EXTRACTED RECORDS:
---
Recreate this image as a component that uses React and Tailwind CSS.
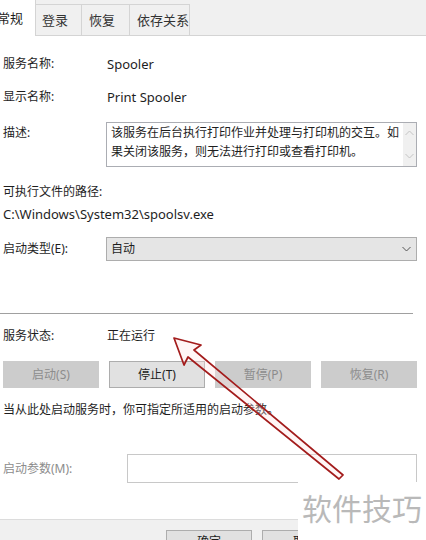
---
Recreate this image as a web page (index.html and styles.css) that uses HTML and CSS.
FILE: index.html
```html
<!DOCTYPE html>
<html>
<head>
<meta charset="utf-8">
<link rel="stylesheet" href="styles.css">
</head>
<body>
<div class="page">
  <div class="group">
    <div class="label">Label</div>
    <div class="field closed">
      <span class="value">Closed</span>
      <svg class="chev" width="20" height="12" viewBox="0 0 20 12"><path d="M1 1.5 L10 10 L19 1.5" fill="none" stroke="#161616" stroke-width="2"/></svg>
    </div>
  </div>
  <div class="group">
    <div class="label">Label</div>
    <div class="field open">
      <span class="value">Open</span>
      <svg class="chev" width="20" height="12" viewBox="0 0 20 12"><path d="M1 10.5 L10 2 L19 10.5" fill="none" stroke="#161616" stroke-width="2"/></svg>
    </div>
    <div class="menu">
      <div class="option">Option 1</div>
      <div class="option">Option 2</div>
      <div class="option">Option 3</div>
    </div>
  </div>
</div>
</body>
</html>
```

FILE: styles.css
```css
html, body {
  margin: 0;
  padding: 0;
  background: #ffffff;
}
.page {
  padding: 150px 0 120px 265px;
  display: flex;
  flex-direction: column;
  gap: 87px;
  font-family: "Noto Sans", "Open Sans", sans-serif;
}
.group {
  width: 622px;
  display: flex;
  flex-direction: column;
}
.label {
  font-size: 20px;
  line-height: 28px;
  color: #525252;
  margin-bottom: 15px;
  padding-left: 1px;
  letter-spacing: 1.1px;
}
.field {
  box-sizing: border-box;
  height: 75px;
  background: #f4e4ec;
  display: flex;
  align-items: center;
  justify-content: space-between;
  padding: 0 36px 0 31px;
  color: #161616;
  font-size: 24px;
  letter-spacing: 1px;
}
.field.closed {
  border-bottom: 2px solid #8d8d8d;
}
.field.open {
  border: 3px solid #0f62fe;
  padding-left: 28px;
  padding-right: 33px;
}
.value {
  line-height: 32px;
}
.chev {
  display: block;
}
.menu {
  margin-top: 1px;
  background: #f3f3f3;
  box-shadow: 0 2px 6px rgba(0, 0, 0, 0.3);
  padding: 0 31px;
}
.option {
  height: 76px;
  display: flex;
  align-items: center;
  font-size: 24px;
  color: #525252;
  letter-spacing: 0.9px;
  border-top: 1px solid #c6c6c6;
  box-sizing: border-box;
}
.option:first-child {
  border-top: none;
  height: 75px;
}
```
---
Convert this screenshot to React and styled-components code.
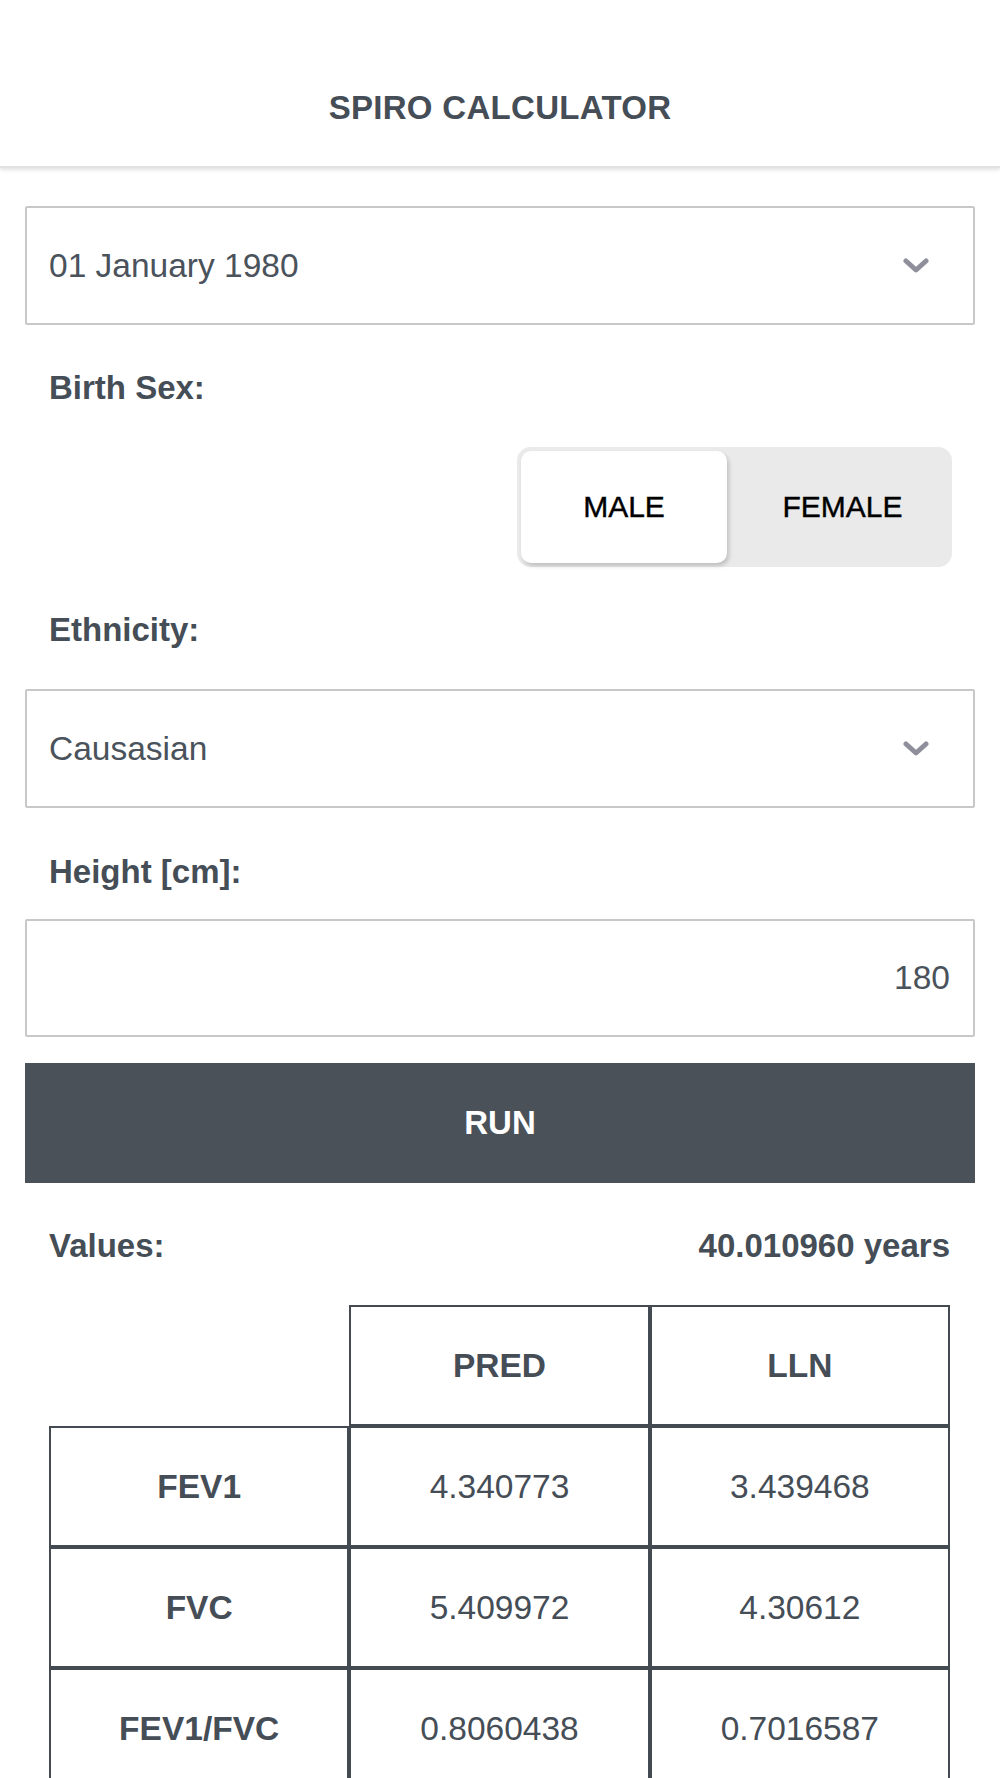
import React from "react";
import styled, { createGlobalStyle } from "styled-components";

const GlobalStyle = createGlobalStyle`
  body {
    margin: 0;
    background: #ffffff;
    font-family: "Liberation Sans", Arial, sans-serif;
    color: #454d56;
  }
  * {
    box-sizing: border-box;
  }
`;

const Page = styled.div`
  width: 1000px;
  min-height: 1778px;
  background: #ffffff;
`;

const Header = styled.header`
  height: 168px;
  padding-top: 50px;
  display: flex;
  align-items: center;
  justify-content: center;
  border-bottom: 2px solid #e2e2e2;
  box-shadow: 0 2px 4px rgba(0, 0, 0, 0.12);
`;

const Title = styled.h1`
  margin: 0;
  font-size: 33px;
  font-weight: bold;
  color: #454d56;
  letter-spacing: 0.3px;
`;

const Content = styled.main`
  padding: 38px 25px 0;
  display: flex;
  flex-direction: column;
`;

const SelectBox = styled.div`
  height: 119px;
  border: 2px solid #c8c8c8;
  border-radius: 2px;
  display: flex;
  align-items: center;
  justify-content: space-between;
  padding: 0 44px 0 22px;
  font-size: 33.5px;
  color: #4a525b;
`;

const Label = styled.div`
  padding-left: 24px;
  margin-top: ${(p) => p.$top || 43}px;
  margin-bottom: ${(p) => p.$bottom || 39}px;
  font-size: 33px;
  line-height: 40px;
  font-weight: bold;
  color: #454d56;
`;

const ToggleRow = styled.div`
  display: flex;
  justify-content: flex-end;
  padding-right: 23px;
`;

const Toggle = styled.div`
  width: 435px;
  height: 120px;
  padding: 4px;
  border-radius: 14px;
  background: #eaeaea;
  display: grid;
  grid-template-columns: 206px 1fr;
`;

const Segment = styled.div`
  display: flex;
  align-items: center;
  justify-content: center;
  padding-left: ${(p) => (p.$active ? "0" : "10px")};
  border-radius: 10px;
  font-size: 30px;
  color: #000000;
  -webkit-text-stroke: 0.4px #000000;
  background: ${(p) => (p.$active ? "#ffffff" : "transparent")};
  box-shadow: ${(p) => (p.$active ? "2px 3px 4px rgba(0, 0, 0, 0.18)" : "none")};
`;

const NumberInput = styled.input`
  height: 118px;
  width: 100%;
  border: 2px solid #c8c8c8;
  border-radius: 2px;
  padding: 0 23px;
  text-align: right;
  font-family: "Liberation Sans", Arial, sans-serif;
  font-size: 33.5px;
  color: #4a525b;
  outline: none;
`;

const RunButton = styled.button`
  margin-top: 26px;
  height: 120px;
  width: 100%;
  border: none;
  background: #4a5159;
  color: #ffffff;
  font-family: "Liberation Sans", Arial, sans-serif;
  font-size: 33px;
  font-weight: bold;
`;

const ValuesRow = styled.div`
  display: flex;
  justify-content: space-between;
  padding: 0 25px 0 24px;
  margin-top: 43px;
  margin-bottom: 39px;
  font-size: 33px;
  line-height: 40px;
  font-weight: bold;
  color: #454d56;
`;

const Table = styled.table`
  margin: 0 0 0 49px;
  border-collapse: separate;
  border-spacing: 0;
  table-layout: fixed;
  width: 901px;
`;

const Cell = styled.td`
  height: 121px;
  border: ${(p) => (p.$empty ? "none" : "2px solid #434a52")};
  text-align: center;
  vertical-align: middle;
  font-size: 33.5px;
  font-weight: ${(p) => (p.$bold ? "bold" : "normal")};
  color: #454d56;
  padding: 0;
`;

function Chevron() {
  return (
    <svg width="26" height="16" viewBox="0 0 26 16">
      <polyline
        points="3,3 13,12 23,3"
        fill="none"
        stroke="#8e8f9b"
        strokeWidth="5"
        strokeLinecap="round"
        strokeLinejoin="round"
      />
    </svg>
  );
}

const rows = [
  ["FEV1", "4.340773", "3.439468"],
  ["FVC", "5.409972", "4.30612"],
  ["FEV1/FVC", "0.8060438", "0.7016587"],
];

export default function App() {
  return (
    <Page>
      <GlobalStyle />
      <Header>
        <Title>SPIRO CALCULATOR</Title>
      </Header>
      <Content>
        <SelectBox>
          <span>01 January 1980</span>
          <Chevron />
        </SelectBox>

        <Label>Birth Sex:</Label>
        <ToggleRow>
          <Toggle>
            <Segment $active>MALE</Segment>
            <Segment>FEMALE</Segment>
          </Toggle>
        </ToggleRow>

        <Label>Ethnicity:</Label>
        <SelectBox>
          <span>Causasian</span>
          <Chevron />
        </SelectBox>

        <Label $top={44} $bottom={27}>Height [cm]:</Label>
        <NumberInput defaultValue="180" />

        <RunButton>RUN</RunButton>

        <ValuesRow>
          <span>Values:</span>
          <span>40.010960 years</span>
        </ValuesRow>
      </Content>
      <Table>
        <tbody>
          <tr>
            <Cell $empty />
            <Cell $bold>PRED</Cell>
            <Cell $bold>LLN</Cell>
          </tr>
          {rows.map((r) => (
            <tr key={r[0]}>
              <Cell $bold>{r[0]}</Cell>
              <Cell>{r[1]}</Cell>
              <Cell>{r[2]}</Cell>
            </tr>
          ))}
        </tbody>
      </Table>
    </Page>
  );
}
---
Where a line holds "index", copy it out.

Recreate this image as a web page (index.html and styles.css) that uses HTML and CSS.
FILE: index.html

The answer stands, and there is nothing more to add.